START Provided records

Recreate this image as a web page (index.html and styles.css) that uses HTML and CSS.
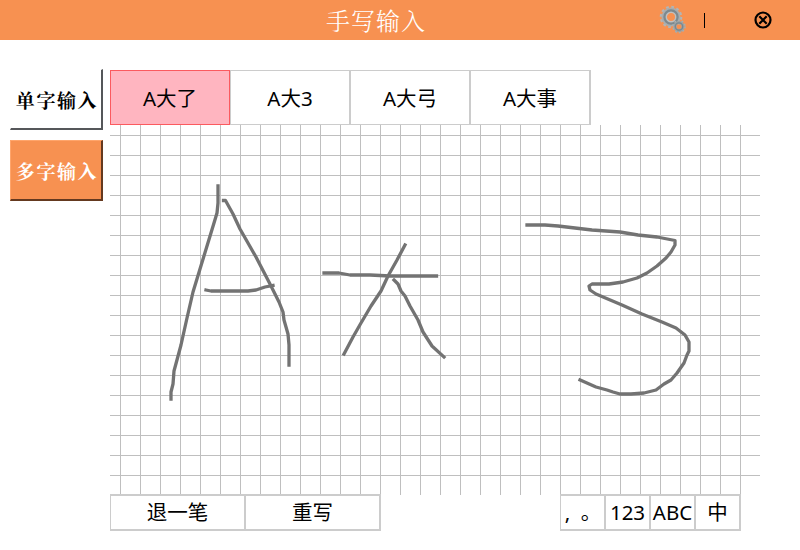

END Provided records
START Provided records

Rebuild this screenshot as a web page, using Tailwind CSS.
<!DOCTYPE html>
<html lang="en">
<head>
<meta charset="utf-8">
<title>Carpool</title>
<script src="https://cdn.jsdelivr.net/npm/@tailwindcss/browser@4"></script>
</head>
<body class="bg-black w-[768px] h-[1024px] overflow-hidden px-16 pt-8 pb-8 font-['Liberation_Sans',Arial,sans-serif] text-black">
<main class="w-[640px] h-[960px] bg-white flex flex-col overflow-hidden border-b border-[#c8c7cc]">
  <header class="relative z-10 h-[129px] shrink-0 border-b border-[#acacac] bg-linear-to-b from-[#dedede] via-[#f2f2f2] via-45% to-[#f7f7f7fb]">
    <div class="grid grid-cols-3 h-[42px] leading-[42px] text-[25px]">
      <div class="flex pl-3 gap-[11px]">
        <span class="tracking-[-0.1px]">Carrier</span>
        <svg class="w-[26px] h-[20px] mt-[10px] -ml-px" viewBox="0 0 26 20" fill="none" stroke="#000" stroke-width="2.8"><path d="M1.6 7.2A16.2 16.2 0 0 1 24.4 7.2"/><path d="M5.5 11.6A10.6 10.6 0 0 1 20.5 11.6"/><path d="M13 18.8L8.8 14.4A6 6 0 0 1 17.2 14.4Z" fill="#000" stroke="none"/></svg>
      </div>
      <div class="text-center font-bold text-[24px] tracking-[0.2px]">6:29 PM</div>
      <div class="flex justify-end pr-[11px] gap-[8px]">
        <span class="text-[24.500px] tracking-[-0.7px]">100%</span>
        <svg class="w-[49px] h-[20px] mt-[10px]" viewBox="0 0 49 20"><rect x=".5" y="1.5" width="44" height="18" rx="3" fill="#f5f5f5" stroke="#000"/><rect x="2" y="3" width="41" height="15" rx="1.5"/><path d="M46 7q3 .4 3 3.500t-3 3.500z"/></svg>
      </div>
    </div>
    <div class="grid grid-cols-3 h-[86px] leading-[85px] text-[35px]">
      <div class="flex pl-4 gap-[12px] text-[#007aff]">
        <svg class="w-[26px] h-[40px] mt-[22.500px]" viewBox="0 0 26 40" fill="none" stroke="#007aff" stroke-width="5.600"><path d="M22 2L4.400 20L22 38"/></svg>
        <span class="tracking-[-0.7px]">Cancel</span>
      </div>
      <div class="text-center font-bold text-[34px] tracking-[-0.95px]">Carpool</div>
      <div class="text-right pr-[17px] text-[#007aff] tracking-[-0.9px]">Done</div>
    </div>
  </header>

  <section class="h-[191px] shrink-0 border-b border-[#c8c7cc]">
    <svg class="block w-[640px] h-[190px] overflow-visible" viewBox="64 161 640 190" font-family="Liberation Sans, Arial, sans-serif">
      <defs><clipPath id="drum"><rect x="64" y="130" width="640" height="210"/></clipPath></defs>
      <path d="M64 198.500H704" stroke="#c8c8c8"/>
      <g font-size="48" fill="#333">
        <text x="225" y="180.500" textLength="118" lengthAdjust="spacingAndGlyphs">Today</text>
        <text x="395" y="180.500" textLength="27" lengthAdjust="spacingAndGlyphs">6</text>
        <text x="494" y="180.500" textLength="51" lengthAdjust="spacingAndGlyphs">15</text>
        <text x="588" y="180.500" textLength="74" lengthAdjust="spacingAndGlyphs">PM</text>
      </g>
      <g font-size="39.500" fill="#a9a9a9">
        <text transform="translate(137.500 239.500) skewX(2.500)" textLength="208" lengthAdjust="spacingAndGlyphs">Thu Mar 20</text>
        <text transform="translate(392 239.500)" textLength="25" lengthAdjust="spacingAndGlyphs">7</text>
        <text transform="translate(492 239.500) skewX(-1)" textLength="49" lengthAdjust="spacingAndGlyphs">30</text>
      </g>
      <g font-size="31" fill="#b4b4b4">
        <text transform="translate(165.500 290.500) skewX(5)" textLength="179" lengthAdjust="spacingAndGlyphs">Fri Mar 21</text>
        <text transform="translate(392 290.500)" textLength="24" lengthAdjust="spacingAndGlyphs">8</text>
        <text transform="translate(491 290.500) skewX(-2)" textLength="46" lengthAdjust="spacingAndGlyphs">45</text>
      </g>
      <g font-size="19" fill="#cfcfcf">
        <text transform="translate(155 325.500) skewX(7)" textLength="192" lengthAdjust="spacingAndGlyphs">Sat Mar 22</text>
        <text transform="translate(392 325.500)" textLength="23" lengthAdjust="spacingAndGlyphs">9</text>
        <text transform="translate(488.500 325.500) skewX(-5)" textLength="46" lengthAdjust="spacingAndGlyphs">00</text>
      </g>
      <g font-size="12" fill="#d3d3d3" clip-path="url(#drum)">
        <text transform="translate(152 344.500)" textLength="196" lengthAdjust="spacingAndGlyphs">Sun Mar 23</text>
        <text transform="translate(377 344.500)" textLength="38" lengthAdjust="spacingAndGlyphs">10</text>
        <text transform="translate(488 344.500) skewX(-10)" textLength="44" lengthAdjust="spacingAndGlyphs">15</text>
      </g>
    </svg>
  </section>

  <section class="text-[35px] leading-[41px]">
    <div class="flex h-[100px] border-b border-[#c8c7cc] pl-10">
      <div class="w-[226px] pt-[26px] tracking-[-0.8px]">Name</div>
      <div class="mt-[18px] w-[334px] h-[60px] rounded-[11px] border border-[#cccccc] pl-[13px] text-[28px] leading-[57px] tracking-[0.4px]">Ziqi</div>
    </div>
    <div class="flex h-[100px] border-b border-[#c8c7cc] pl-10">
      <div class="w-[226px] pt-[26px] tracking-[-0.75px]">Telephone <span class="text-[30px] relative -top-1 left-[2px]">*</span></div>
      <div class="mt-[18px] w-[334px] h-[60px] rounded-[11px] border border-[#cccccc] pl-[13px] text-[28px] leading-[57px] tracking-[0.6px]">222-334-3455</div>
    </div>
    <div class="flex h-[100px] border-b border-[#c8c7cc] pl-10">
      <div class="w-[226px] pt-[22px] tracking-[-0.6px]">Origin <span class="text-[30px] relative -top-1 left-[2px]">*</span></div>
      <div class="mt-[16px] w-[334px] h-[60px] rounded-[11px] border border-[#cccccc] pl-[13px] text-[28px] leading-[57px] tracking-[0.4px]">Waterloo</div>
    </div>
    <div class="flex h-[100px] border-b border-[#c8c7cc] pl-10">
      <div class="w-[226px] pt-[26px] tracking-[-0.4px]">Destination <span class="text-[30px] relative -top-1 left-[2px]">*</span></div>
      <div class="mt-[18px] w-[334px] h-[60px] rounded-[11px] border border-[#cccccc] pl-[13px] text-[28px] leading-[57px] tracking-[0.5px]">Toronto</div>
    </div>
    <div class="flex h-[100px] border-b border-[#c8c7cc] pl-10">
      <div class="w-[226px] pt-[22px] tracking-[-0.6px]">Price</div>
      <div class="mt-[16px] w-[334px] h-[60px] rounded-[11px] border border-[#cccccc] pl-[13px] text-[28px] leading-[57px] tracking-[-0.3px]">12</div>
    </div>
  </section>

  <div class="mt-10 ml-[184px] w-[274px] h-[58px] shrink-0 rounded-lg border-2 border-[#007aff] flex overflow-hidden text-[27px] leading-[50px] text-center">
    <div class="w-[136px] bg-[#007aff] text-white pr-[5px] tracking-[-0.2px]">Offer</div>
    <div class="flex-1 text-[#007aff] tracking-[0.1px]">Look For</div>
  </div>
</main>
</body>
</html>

END Provided records
START Provided records

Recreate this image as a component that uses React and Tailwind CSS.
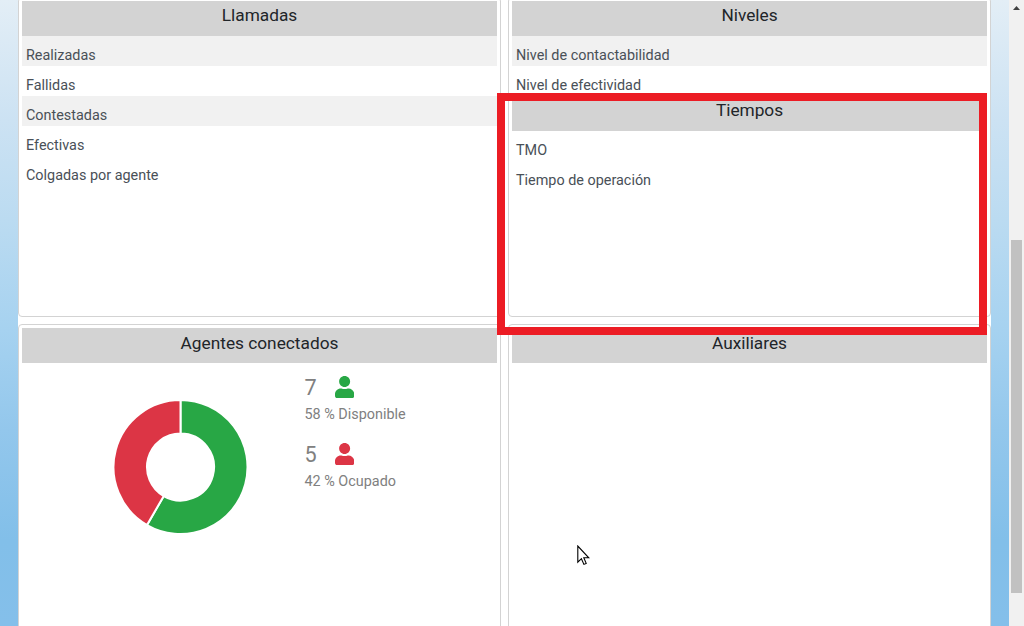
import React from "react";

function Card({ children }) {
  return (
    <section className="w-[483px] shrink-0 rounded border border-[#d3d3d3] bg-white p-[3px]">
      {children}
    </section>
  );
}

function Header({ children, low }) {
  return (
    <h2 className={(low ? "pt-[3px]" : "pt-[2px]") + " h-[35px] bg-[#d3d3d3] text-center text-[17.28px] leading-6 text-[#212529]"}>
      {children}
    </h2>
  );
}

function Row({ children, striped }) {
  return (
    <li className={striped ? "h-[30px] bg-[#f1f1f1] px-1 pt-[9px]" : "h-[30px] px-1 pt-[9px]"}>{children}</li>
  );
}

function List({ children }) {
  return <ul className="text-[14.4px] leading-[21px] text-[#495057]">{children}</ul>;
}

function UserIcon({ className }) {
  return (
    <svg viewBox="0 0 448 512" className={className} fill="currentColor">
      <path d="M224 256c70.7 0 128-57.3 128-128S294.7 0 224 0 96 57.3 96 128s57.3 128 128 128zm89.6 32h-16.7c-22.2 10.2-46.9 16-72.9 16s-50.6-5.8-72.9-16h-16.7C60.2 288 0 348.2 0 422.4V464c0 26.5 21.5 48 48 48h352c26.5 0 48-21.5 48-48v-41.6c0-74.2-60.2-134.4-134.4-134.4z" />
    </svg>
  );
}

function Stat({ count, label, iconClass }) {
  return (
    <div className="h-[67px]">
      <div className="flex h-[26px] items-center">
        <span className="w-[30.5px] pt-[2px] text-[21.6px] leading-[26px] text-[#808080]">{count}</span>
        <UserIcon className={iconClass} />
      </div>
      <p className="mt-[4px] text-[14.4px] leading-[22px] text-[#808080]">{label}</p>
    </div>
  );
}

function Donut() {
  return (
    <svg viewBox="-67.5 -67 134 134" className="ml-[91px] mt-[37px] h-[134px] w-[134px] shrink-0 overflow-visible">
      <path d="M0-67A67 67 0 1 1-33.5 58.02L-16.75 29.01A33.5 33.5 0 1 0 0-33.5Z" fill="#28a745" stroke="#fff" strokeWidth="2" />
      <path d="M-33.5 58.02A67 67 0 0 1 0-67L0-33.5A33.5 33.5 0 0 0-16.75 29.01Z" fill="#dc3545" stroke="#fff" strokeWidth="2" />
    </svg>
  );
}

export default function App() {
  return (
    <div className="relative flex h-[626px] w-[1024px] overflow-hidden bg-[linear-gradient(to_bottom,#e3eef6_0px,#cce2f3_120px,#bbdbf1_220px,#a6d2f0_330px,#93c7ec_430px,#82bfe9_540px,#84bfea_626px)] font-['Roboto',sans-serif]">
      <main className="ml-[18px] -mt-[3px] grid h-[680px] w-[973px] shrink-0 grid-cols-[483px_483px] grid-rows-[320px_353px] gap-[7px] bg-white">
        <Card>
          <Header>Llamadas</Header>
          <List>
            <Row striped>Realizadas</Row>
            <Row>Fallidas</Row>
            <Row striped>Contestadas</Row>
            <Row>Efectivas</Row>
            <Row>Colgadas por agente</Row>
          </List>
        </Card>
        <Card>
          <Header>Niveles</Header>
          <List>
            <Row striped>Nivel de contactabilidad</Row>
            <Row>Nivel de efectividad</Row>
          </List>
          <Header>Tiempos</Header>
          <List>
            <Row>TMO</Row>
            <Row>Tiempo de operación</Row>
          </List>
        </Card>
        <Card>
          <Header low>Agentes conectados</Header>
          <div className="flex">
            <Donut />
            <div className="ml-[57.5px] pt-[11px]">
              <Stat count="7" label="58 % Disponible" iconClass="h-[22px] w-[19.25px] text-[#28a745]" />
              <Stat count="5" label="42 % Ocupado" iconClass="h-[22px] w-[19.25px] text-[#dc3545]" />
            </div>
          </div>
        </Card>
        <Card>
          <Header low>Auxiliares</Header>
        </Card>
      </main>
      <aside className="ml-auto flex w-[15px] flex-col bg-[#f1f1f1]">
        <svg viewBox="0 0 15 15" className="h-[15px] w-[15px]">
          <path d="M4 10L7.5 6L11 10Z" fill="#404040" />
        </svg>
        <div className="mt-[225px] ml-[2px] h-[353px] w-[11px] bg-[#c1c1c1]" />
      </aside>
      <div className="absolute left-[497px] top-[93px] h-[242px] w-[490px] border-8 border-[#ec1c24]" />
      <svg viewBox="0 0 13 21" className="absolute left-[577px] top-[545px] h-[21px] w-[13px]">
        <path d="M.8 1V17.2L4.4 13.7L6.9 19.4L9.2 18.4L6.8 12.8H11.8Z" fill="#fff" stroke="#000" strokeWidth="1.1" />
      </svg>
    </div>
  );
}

END Provided records

List every line in the records above that contains the word "html".

Recreate this image as a web page (index.html and styles.css) that uses HTML and CSS.
<!DOCTYPE html>
<html lang="en">
</html>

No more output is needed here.